◆ Required work: Omit all images. Transcribe the rest of the material below exactly.

** Begin Records shown **

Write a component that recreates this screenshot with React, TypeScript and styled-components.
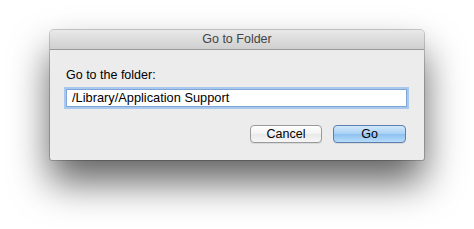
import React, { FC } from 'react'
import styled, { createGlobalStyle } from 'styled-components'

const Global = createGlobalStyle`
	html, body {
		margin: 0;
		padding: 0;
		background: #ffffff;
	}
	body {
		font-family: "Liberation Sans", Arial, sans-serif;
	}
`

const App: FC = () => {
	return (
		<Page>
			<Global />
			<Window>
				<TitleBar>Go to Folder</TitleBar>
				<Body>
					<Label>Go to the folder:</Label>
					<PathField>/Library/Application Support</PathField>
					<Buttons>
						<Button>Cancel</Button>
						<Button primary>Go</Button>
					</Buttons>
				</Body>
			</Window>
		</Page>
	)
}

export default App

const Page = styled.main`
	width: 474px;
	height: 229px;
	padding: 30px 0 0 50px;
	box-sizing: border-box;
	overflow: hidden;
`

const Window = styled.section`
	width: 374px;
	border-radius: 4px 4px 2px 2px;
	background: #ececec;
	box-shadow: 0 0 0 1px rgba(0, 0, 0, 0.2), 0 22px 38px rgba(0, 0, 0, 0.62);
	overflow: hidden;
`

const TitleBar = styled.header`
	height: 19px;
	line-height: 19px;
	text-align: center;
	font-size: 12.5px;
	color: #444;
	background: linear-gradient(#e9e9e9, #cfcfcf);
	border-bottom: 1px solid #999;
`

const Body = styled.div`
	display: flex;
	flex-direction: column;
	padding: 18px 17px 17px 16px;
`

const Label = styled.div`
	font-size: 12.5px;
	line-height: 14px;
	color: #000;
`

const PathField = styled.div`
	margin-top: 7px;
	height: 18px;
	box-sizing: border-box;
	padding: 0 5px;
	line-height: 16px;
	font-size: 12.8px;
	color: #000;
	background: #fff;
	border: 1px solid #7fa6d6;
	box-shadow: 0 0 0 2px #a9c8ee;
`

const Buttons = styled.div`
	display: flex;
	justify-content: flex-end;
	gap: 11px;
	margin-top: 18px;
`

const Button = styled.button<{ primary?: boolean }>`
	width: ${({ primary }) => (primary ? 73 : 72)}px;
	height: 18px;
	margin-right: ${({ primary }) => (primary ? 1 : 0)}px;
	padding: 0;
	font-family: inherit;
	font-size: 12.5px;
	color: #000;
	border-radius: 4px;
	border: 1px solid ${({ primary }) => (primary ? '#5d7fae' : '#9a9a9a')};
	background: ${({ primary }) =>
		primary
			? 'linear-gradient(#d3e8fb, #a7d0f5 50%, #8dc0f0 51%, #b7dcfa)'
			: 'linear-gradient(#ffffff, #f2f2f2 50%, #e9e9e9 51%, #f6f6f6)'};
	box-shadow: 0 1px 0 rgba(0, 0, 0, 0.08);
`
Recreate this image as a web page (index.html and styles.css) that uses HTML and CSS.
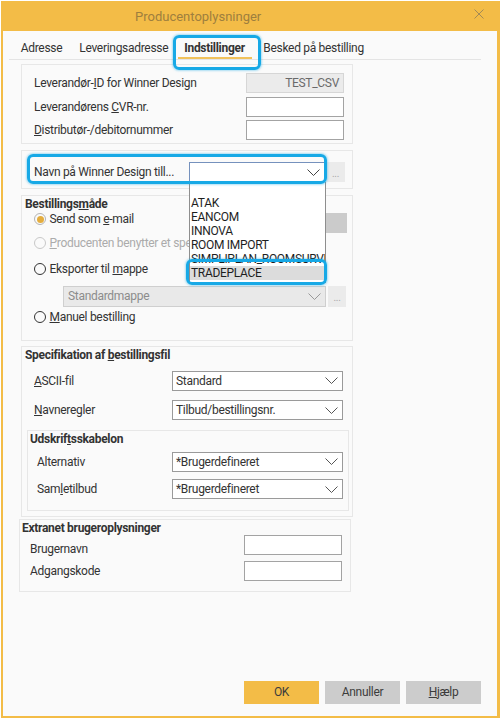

** End Records shown **

◆ Exercise result:
Write a component that recreates this screenshot with React, TypeScript and styled-components.
import React, { FC } from 'react'
import styled, { createGlobalStyle } from 'styled-components'

const Global = createGlobalStyle`
	html, body {
		margin: 0;
		padding: 0;
		background: #ffffff;
	}
	body {
		font-family: "Liberation Sans", Arial, sans-serif;
	}
`

const App: FC = () => {
	return (
		<Page>
			<Global />
			<Window>
				<TitleBar>Go to Folder</TitleBar>
				<Body>
					<Label>Go to the folder:</Label>
					<PathField>/Library/Application Support</PathField>
					<Buttons>
						<Button>Cancel</Button>
						<Button primary>Go</Button>
					</Buttons>
				</Body>
			</Window>
		</Page>
	)
}

export default App

const Page = styled.main`
	width: 474px;
	height: 229px;
	padding: 30px 0 0 50px;
	box-sizing: border-box;
	overflow: hidden;
`

const Window = styled.section`
	width: 374px;
	border-radius: 4px 4px 2px 2px;
	background: #ececec;
	box-shadow: 0 0 0 1px rgba(0, 0, 0, 0.2), 0 22px 38px rgba(0, 0, 0, 0.62);
	overflow: hidden;
`

const TitleBar = styled.header`
	height: 19px;
	line-height: 19px;
	text-align: center;
	font-size: 12.5px;
	color: #444;
	background: linear-gradient(#e9e9e9, #cfcfcf);
	border-bottom: 1px solid #999;
`

const Body = styled.div`
	display: flex;
	flex-direction: column;
	padding: 18px 17px 17px 16px;
`

const Label = styled.div`
	font-size: 12.5px;
	line-height: 14px;
	color: #000;
`

const PathField = styled.div`
	margin-top: 7px;
	height: 18px;
	box-sizing: border-box;
	padding: 0 5px;
	line-height: 16px;
	font-size: 12.8px;
	color: #000;
	background: #fff;
	border: 1px solid #7fa6d6;
	box-shadow: 0 0 0 2px #a9c8ee;
`

const Buttons = styled.div`
	display: flex;
	justify-content: flex-end;
	gap: 11px;
	margin-top: 18px;
`

const Button = styled.button<{ primary?: boolean }>`
	width: ${({ primary }) => (primary ? 73 : 72)}px;
	height: 18px;
	margin-right: ${({ primary }) => (primary ? 1 : 0)}px;
	padding: 0;
	font-family: inherit;
	font-size: 12.5px;
	color: #000;
	border-radius: 4px;
	border: 1px solid ${({ primary }) => (primary ? '#5d7fae' : '#9a9a9a')};
	background: ${({ primary }) =>
		primary
			? 'linear-gradient(#d3e8fb, #a7d0f5 50%, #8dc0f0 51%, #b7dcfa)'
			: 'linear-gradient(#ffffff, #f2f2f2 50%, #e9e9e9 51%, #f6f6f6)'};
	box-shadow: 0 1px 0 rgba(0, 0, 0, 0.08);
`
Recreate this image as a web page (index.html and styles.css) that uses HTML and CSS.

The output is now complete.